As mentioned, Colby College is hardly alone, many libraries, both on and off of college campuses, are having trouble balancing their traditional learning role with the new age of digitalization. Many “e libraries” and online catalogs with increasing functionality have popped up in recent years, but the merits of these systems seem to be lacking something for many library traditionalists. While digital iterations of books can hold the same information as their paper counterparts, and can often be located and searched through more easily, there are some things we lose with newer, less tangible formats. For many, these include the smell, feel, and process of actually reading through a physical book. These are, however, largely sentimental points that don’t carry a lot of weight when faced with the bottom line of the maintenance costs of a large campus library.
The loss of potential revenue when a library space becomes less used is also a reality in some cases, as some schools have turned their library spaces into lounges with coffee shops/dining options, gaming hangouts, and more to increase student and public interest.
Times change, and everyone is involved in a field where, in one way or another, technology has changed the way they do business. This is true from construction to investment banking, and from politics to teaching. Shouldn’t libraries need to adapt and modernize too? Maybe they do (and many already have), but recent studies at Pacific Lutheran University have suggested that there might be some intrinsic value to the simple environment created by stacks and shelves of books. Students have been found to prefer to study in environments in which books exist as they do in a library than in rooms without books. This is likely due to an association from a young age with libraries as bastion of knowledge and the places students go to “get work done.” Of course, if this is the reasoning behind such findings, it’s subject to change with each coming generation until eventually the association between knowledge and the library might not make much of a mark on people anymore at all.
For this reason alone, the college’s plan to “increase study space” may prove faulty; it’s hard to imagine current students feeling as at home in their study and research pursuits in a “library” completely barren and devoid of shelves, stacks, or carts of books. Even the quiet, learning-conducive environment of a library is reinforced by the sound dampening quality of bookshelves dividing up the room.
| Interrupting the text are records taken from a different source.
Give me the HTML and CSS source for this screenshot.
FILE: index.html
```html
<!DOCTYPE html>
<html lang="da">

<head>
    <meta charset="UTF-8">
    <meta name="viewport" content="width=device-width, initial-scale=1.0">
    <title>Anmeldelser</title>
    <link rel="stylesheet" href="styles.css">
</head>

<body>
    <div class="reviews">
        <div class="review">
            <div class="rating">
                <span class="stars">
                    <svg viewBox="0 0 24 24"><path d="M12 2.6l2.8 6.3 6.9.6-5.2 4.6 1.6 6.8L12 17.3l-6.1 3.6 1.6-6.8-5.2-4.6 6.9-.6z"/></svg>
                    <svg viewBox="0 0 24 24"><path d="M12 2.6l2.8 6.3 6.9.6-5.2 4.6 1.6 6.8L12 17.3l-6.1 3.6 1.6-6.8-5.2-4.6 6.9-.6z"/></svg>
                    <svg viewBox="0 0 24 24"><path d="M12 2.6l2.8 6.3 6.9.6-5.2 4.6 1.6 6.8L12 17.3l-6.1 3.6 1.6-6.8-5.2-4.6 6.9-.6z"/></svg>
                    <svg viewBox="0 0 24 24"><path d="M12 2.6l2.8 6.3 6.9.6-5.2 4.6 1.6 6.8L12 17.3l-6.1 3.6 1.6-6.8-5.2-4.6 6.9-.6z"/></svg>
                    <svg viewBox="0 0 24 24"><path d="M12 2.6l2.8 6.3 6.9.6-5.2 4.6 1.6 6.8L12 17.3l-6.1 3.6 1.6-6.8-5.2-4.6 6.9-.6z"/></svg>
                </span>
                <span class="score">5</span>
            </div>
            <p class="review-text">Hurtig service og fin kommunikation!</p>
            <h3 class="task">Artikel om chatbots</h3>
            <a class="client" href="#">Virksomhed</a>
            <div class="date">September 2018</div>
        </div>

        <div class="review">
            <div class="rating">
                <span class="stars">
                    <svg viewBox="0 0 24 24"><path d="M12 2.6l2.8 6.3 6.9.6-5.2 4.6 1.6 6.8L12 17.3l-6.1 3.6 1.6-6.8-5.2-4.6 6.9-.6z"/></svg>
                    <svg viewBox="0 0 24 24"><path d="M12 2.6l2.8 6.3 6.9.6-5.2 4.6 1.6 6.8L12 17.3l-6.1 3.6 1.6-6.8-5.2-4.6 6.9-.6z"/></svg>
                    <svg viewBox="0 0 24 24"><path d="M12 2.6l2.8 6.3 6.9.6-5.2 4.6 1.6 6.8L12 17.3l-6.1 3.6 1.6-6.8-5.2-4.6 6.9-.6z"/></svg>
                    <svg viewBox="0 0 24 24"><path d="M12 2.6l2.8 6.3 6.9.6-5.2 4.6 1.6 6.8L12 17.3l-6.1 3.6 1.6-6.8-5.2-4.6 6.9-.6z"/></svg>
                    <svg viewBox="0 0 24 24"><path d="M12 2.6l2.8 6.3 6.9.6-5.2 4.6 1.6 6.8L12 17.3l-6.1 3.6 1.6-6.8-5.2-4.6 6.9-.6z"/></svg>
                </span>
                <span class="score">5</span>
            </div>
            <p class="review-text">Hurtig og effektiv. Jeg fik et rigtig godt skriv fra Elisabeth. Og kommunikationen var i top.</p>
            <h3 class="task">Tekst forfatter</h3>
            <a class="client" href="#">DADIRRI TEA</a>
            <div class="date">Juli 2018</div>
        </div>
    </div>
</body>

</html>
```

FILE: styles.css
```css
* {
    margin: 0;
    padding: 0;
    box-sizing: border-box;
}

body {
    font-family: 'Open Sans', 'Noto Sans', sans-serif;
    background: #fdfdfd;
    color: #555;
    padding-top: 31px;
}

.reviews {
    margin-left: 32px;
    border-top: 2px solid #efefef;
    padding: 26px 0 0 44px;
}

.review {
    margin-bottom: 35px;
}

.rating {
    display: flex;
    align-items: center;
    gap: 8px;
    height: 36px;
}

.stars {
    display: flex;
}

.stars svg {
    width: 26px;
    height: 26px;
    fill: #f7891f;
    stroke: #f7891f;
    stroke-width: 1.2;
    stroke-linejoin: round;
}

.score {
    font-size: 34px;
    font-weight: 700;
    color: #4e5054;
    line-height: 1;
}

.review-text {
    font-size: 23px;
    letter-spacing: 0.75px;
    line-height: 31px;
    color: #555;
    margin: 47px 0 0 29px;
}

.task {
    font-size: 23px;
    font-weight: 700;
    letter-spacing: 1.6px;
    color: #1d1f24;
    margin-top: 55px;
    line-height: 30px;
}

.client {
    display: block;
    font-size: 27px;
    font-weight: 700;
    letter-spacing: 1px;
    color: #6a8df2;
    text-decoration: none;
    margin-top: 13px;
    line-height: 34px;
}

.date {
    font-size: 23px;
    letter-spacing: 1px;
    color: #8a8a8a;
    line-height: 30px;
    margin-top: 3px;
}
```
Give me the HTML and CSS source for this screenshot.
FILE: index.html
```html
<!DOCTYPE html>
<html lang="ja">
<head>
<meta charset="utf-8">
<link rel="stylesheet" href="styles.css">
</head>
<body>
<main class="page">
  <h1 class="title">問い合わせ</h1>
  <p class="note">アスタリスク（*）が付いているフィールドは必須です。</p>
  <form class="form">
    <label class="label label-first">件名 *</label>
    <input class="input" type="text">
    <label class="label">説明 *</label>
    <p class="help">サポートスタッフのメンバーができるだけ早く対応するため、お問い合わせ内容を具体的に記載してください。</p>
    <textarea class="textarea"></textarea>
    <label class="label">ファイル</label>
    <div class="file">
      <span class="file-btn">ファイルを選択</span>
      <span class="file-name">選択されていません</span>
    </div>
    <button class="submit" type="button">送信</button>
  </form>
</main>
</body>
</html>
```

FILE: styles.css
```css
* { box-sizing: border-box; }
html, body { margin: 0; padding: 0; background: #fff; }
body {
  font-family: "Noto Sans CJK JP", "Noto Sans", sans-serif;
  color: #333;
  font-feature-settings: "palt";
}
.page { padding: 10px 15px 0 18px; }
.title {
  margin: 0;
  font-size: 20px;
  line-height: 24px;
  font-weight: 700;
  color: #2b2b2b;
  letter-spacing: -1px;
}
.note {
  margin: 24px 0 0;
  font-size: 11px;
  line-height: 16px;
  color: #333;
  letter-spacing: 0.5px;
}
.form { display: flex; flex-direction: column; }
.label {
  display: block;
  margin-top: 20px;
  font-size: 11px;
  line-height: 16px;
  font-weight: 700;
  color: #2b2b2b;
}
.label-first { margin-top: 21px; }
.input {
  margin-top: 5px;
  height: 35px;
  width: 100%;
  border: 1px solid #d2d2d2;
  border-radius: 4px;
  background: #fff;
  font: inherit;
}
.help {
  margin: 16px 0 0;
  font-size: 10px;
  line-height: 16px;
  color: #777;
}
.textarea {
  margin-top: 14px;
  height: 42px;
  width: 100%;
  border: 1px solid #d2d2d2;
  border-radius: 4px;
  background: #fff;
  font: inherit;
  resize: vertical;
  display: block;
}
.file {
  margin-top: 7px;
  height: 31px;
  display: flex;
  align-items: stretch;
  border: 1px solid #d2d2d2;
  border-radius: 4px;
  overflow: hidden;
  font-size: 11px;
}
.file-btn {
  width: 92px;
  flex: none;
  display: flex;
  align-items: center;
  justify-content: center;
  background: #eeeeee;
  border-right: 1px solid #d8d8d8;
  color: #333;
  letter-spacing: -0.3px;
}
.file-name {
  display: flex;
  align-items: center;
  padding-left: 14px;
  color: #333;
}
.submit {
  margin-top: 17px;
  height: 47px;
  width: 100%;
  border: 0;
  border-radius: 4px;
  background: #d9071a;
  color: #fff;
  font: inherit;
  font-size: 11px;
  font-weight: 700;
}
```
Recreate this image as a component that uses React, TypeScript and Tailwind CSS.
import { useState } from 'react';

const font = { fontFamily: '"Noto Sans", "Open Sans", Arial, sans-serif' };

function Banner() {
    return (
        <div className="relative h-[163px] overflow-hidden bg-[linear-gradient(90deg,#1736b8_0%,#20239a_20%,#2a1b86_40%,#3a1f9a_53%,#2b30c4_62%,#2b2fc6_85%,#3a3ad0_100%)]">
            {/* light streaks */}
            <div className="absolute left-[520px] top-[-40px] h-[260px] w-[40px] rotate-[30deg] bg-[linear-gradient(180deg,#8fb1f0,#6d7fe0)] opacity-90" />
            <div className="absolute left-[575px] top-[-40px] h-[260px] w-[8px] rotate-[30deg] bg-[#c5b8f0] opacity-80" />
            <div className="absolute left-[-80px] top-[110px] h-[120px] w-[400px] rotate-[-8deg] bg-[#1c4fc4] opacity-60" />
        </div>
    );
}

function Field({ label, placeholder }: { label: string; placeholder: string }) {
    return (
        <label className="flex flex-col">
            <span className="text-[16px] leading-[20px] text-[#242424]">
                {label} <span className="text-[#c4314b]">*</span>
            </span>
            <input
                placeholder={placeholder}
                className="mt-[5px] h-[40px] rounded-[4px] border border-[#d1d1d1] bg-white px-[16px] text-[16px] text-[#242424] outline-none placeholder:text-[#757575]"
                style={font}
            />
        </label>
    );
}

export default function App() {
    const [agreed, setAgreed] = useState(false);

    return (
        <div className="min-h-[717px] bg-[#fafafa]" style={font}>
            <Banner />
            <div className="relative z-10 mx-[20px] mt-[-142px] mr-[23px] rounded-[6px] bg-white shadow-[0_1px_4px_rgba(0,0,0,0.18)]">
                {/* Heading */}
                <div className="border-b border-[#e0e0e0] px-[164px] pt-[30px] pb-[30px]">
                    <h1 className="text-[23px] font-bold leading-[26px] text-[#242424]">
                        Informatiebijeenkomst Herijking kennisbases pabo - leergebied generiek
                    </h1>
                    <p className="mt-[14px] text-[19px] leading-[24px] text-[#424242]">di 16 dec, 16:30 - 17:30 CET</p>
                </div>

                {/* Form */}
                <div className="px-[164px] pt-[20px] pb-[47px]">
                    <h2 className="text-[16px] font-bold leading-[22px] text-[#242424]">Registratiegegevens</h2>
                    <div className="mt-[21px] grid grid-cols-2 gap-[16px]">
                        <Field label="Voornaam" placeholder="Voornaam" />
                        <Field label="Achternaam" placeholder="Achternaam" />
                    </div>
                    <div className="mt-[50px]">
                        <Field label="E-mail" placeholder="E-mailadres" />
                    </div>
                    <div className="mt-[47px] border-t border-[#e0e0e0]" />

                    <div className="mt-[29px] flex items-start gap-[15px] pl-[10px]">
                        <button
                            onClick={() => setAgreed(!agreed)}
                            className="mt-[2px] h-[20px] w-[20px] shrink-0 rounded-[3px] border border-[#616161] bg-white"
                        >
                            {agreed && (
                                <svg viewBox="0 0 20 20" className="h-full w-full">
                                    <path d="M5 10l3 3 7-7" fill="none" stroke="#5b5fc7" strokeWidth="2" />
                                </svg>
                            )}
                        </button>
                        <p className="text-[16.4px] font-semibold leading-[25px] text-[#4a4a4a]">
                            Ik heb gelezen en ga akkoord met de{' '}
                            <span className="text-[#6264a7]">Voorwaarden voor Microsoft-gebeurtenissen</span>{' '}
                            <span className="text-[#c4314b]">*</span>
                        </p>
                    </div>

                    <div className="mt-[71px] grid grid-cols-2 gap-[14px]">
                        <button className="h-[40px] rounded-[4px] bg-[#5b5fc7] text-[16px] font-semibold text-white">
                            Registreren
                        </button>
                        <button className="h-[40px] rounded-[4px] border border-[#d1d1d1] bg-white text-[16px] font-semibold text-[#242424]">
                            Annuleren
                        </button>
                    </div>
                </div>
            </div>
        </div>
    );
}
On rare occasions, grass roots movements have been able to reverse plans like the one at Colby College, though such a one-eighty seems unlikely in this case due to the planning progress already put into the project. As to the books being “stored,” it is unclear how these will be maintained, how long they will be held for, if students will be able to request access to them, or what it will cost the school to store them in the first place. If books aren’t worth putting in a library, it seems unlikely the school will want to pay for them to be stored for all that long.